• **Data block**:
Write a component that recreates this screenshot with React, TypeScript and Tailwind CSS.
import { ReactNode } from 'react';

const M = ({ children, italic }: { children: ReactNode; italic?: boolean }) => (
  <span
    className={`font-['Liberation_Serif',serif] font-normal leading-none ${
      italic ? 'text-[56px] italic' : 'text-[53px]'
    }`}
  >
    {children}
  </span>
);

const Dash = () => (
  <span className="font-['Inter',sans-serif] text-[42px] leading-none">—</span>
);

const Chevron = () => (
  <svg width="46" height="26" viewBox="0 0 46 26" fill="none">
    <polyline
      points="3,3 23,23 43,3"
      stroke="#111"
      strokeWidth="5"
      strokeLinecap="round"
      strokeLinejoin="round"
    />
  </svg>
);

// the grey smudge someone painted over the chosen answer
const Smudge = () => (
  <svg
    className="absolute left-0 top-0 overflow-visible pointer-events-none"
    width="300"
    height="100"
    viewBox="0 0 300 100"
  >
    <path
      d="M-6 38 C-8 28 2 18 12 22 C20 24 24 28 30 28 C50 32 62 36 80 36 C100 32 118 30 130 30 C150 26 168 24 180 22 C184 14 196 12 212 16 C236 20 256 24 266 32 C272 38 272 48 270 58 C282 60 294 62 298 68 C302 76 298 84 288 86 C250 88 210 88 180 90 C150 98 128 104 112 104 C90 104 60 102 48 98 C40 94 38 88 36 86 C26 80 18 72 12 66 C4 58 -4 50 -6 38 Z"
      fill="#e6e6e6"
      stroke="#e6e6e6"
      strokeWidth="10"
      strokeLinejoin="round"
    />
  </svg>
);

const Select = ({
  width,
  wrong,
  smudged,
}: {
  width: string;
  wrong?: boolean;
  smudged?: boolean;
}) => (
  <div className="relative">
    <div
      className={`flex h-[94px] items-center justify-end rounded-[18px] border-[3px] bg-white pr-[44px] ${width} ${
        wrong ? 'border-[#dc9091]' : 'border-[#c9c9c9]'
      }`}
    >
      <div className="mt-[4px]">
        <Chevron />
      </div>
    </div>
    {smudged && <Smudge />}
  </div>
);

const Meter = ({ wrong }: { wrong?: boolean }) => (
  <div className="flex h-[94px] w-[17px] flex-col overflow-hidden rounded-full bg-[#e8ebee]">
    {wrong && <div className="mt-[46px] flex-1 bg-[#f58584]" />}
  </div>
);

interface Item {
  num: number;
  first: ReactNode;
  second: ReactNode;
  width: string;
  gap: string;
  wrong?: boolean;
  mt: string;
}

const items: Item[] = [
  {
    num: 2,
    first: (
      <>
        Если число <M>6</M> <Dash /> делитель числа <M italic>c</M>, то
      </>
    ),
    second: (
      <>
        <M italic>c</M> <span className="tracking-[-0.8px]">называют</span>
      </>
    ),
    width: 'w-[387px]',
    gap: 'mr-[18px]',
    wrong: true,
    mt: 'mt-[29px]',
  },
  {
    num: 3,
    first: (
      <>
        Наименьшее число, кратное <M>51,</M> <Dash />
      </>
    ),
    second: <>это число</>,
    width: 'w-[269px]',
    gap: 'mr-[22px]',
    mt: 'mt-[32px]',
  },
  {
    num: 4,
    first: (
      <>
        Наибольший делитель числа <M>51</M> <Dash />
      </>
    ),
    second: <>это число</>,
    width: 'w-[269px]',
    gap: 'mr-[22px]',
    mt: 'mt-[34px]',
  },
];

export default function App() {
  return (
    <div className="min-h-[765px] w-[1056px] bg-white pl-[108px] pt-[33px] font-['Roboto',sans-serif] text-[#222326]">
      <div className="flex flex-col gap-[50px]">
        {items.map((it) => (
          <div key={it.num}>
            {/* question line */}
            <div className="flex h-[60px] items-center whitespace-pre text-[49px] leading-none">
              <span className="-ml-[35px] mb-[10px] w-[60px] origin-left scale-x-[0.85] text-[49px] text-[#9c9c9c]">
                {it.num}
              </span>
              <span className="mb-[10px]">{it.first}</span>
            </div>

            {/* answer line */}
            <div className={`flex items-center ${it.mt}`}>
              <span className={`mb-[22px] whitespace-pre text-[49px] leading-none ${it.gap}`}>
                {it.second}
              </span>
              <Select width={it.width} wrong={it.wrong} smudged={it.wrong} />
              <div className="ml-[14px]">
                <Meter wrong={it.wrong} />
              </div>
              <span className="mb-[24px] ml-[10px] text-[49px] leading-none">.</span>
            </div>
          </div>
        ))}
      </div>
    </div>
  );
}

• **Exercise description**:
Your task is to print the whole listing again exactly.

• **Finished exercise**:
Write a component that recreates this screenshot with React, TypeScript and Tailwind CSS.
import { ReactNode } from 'react';

const M = ({ children, italic }: { children: ReactNode; italic?: boolean }) => (
  <span
    className={`font-['Liberation_Serif',serif] font-normal leading-none ${
      italic ? 'text-[56px] italic' : 'text-[53px]'
    }`}
  >
    {children}
  </span>
);

const Dash = () => (
  <span className="font-['Inter',sans-serif] text-[42px] leading-none">—</span>
);

const Chevron = () => (
  <svg width="46" height="26" viewBox="0 0 46 26" fill="none">
    <polyline
      points="3,3 23,23 43,3"
      stroke="#111"
      strokeWidth="5"
      strokeLinecap="round"
      strokeLinejoin="round"
    />
  </svg>
);

// the grey smudge someone painted over the chosen answer
const Smudge = () => (
  <svg
    className="absolute left-0 top-0 overflow-visible pointer-events-none"
    width="300"
    height="100"
    viewBox="0 0 300 100"
  >
    <path
      d="M-6 38 C-8 28 2 18 12 22 C20 24 24 28 30 28 C50 32 62 36 80 36 C100 32 118 30 130 30 C150 26 168 24 180 22 C184 14 196 12 212 16 C236 20 256 24 266 32 C272 38 272 48 270 58 C282 60 294 62 298 68 C302 76 298 84 288 86 C250 88 210 88 180 90 C150 98 128 104 112 104 C90 104 60 102 48 98 C40 94 38 88 36 86 C26 80 18 72 12 66 C4 58 -4 50 -6 38 Z"
      fill="#e6e6e6"
      stroke="#e6e6e6"
      strokeWidth="10"
      strokeLinejoin="round"
    />
  </svg>
);

const Select = ({
  width,
  wrong,
  smudged,
}: {
  width: string;
  wrong?: boolean;
  smudged?: boolean;
}) => (
  <div className="relative">
    <div
      className={`flex h-[94px] items-center justify-end rounded-[18px] border-[3px] bg-white pr-[44px] ${width} ${
        wrong ? 'border-[#dc9091]' : 'border-[#c9c9c9]'
      }`}
    >
      <div className="mt-[4px]">
        <Chevron />
      </div>
    </div>
    {smudged && <Smudge />}
  </div>
);

const Meter = ({ wrong }: { wrong?: boolean }) => (
  <div className="flex h-[94px] w-[17px] flex-col overflow-hidden rounded-full bg-[#e8ebee]">
    {wrong && <div className="mt-[46px] flex-1 bg-[#f58584]" />}
  </div>
);

interface Item {
  num: number;
  first: ReactNode;
  second: ReactNode;
  width: string;
  gap: string;
  wrong?: boolean;
  mt: string;
}

const items: Item[] = [
  {
    num: 2,
    first: (
      <>
        Если число <M>6</M> <Dash /> делитель числа <M italic>c</M>, то
      </>
    ),
    second: (
      <>
        <M italic>c</M> <span className="tracking-[-0.8px]">называют</span>
      </>
    ),
    width: 'w-[387px]',
    gap: 'mr-[18px]',
    wrong: true,
    mt: 'mt-[29px]',
  },
  {
    num: 3,
    first: (
      <>
        Наименьшее число, кратное <M>51,</M> <Dash />
      </>
    ),
    second: <>это число</>,
    width: 'w-[269px]',
    gap: 'mr-[22px]',
    mt: 'mt-[32px]',
  },
  {
    num: 4,
    first: (
      <>
        Наибольший делитель числа <M>51</M> <Dash />
      </>
    ),
    second: <>это число</>,
    width: 'w-[269px]',
    gap: 'mr-[22px]',
    mt: 'mt-[34px]',
  },
];

export default function App() {
  return (
    <div className="min-h-[765px] w-[1056px] bg-white pl-[108px] pt-[33px] font-['Roboto',sans-serif] text-[#222326]">
      <div className="flex flex-col gap-[50px]">
        {items.map((it) => (
          <div key={it.num}>
            {/* question line */}
            <div className="flex h-[60px] items-center whitespace-pre text-[49px] leading-none">
              <span className="-ml-[35px] mb-[10px] w-[60px] origin-left scale-x-[0.85] text-[49px] text-[#9c9c9c]">
                {it.num}
              </span>
              <span className="mb-[10px]">{it.first}</span>
            </div>

            {/* answer line */}
            <div className={`flex items-center ${it.mt}`}>
              <span className={`mb-[22px] whitespace-pre text-[49px] leading-none ${it.gap}`}>
                {it.second}
              </span>
              <Select width={it.width} wrong={it.wrong} smudged={it.wrong} />
              <div className="ml-[14px]">
                <Meter wrong={it.wrong} />
              </div>
              <span className="mb-[24px] ml-[10px] text-[49px] leading-none">.</span>
            </div>
          </div>
        ))}
      </div>
    </div>
  );
}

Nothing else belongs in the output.